Para o delegado Demétrius Gonzaga de Oliveira, do Núcleo de Combate aos Cibercrimes (Nuciber), o problema da nova lei é o custo que o cidadão comum é obrigado a ter para denunciar e conseguir dar início às investigações. A lei exige representação criminal, o que obriga a vítima a contratar um advogado e também determina que o denunciante apresente provas. Para isso, é necessária uma análise forense computacional e a vítima terá de deixar o equipamento no Instituto de Criminalística por tempo indeterminado, até o fim da perícia.

“Além disso, existem lacunas que permitem dupla interpretação ou margem de dúvida, razão pela qual caso as autoridades sejam acionadas, terão que desencadear procedimentos investigatórios e até medidas drásticas para esclarecer se efetivamente o invasor obteve ou não acesso aos dados da vítima”, diz o delegado, referindo-se ao artigo 154 da lei.

O delegado ressalta que, com a nova lei, até mesmo o invasor de sites com boas intenções como Satiagraha pode ir preso e a pena é de detenção de três meses a dois anos. Apesar da lei ter sido criada para prevenir ataques graves, já imaginando que nenhum site está completamente seguro, Demétrius defende que os jovens invasores da internet, com pouca experiência, sequer podem ser chamados de hackers.

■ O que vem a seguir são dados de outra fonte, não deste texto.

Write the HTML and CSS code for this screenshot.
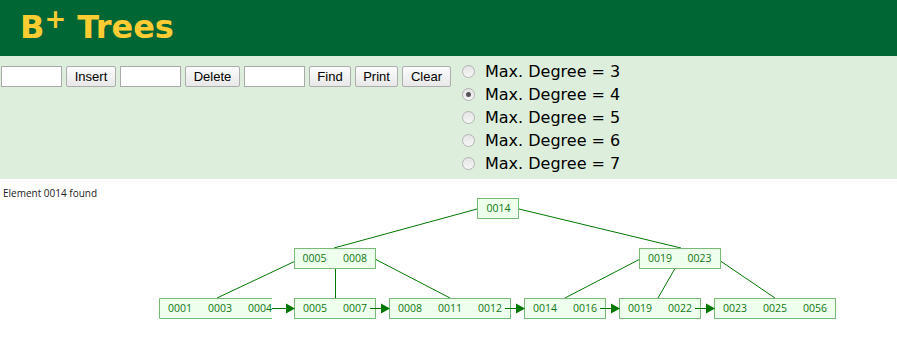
FILE: index.html
```html
<!DOCTYPE html>
<html lang="en">
<head>
  <meta charset="UTF-8">
  <title>B+ Tree Visualization</title>
  <link rel="stylesheet" href="styles.css">
</head>
<body>
  <!-- Header -->
  <header class="header">
    <h1>B<sup>+</sup> Trees</h1>
  </header>

  <!-- Algorithm controls -->
  <div class="controls">
    <div class="actions">
      <input type="text" class="field">
      <button class="btn btn-insert">Insert</button>
      <input type="text" class="field">
      <button class="btn btn-delete">Delete</button>
      <input type="text" class="field">
      <button class="btn btn-find">Find</button>
      <button class="btn btn-print">Print</button>
      <button class="btn btn-clear">Clear</button>
    </div>
    <div class="degrees">
      <label class="degree"><input type="radio" name="degree"> Max. Degree = 3</label>
      <label class="degree"><input type="radio" name="degree" checked> Max. Degree = 4</label>
      <label class="degree"><input type="radio" name="degree"> Max. Degree = 5</label>
      <label class="degree"><input type="radio" name="degree"> Max. Degree = 6</label>
      <label class="degree"><input type="radio" name="degree"> Max. Degree = 7</label>
    </div>
  </div>

  <!-- Canvas -->
  <svg class="canvas" width="897" height="175" viewBox="0 179 897 175">
    <text class="status" x="3" y="197">Element 0014 found</text>

    <!-- edges -->
    <g class="edges">
      <line x1="477" y1="209" x2="334" y2="248"/>
      <line x1="519" y1="209" x2="681" y2="248"/>
      <line x1="304" y1="257" x2="217" y2="298"/>
      <line x1="335.5" y1="259" x2="335.5" y2="298"/>
      <line x1="373" y1="258" x2="450" y2="298"/>
      <line x1="644" y1="257" x2="565" y2="298"/>
      <line x1="681" y1="258" x2="658" y2="298"/>
      <line x1="716" y1="258" x2="775" y2="298"/>
    </g>

    <!-- internal nodes -->
    <rect class="node" x="477.5" y="198.5" width="41" height="20"/>
    <rect class="node" x="294.5" y="248.5" width="81" height="20"/>
    <rect class="node" x="639.5" y="248.5" width="81" height="20"/>

    <!-- leaves -->
    <rect class="leaf-fill" x="160" y="299" width="112" height="19"/>
    <path class="node-edge" d="M272 298.5 H159.5 V318.5 H272"/>
    <rect class="node" x="294.5" y="298.5" width="81" height="20"/>
    <rect class="node" x="389.5" y="298.5" width="121" height="20"/>
    <rect class="node" x="524.5" y="298.5" width="81" height="20"/>
    <rect class="node" x="619.5" y="298.5" width="81" height="20"/>
    <rect class="node" x="714.5" y="298.5" width="121" height="20"/>

    <!-- leaf links -->
    <g class="links">
      <line x1="272" y1="308.5" x2="286" y2="308.5"/>
      <line x1="370" y1="308.5" x2="382" y2="308.5"/>
      <line x1="505" y1="308.5" x2="517" y2="308.5"/>
      <line x1="600" y1="308.5" x2="612" y2="308.5"/>
      <line x1="695" y1="308.5" x2="707" y2="308.5"/>
    </g>
    <g class="heads">
      <polygon points="286,303.5 295,308.5 286,313.5"/>
      <polygon points="381,303.5 390,308.5 381,313.5"/>
      <polygon points="516,303.5 525,308.5 516,313.5"/>
      <polygon points="611,303.5 620,308.5 611,313.5"/>
      <polygon points="706,303.5 715,308.5 706,313.5"/>
    </g>

    <!-- keys -->
    <g class="keys">
      <text x="498.5" y="211.5">0014</text>
      <text x="314.5" y="261.5">0005</text>
      <text x="355" y="261.5">0008</text>
      <text x="660" y="261.5">0019</text>
      <text x="699.5" y="261.5">0023</text>

      <text x="180" y="311.5">0001</text>
      <text x="220" y="311.5">0003</text>
      <text x="260" y="311.5">0004</text>
      <text x="315" y="311.5">0005</text>
      <text x="355" y="311.5">0007</text>
      <text x="410" y="311.5">0008</text>
      <text x="450" y="311.5">0011</text>
      <text x="490" y="311.5">0012</text>
      <text x="545" y="311.5">0014</text>
      <text x="585" y="311.5">0016</text>
      <text x="640" y="311.5">0019</text>
      <text x="680" y="311.5">0022</text>
      <text x="735" y="311.5">0023</text>
      <text x="775" y="311.5">0025</text>
      <text x="815" y="311.5">0056</text>
    </g>
  </svg>
</body>
</html>
```

FILE: styles.css
```css
/* Global */
* {
  margin: 0;
  padding: 0;
  box-sizing: border-box;
}

body {
  background: #fff;
  font-family: 'Liberation Sans', Arial, sans-serif;
  width: 897px;
  height: 354px;
  overflow: hidden;
}

/* Header */
.header {
  background-color: #006633;
  height: 56px;
  padding-left: 20px;
}

.header h1 {
  font-family: 'DejaVu Sans', Verdana, sans-serif;
  font-weight: bold;
  font-size: 32px;
  line-height: 54px;
  color: #ffcc33;
}

.header sup {
  font-size: 26px;
  vertical-align: 10px;
  line-height: 0;
}

/* Controls */
.controls {
  background-color: #ddeedd;
  height: 123px;
  display: flex;
  align-items: flex-start;
}

.actions {
  display: flex;
  gap: 4px;
  margin-top: 10px;
  margin-left: 1px;
}

.field {
  width: 61px;
  height: 21px;
  border: 1px solid #a9a9a9;
  background: #fff;
}

.btn {
  height: 21px;
  font-family: 'Liberation Sans', Arial, sans-serif;
  font-size: 13px;
  color: #000;
  background: linear-gradient(#fcfcfc, #e8e8e8);
  border: 1px solid #adadad;
  border-radius: 2px;
}

.btn-insert { width: 50px; }
.btn-delete { width: 55px; }
.btn-find { width: 42px; }
.btn-print { width: 43px; }
.btn-clear { width: 49px; }

.degrees {
  margin-left: 11px;
  padding-top: 4px;
}

.degree {
  display: flex;
  align-items: center;
  height: 23px;
  gap: 10px;
  font-family: 'DejaVu Sans', Verdana, sans-serif;
  font-size: 16px;
  color: #000;
}

.degree input {
  appearance: none;
  -webkit-appearance: none;
  width: 13px;
  height: 13px;
  border: 1px solid #b4b4b4;
  border-radius: 50%;
  background: linear-gradient(#e4e4e4, #f6f6f6);
  position: relative;
}

.degree input:checked::after {
  content: '';
  position: absolute;
  left: 3px;
  top: 3px;
  width: 5px;
  height: 5px;
  border-radius: 50%;
  background: #555;
}

/* Canvas */
.canvas {
  display: block;
}

.status {
  font-family: 'Open Sans', sans-serif;
  font-size: 10px;
  fill: #222;
}

.edges line,
.links line {
  stroke: #007700;
  stroke-width: 1;
}

.heads polygon {
  fill: #007700;
}

.node {
  fill: #eeffee;
  stroke: #77bb77;
  stroke-width: 1;
}

.leaf-fill {
  fill: #eeffee;
}

.node-edge {
  fill: none;
  stroke: #77bb77;
  stroke-width: 1;
}

.keys text {
  font-family: 'Open Sans', sans-serif;
  font-size: 10.5px;
  fill: #117711;
  text-anchor: middle;
}
```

“O verdadeiro hacker é um cara que tem um domínio tão absoluto que desenvolve as próprias ferramentas, conhece pelo menos cinco sistemas operacionais, dez linguagens de programação e protocolos de conexão. Esses garotos usam programas já prontos para descobrir e explorar vulnerabilidades apenas. Abrem algo que alguém já fez. Em quase 20 mil casos atendidos até hoje, nunca me deparei com nenhum verdadeiro hacker”, afirma.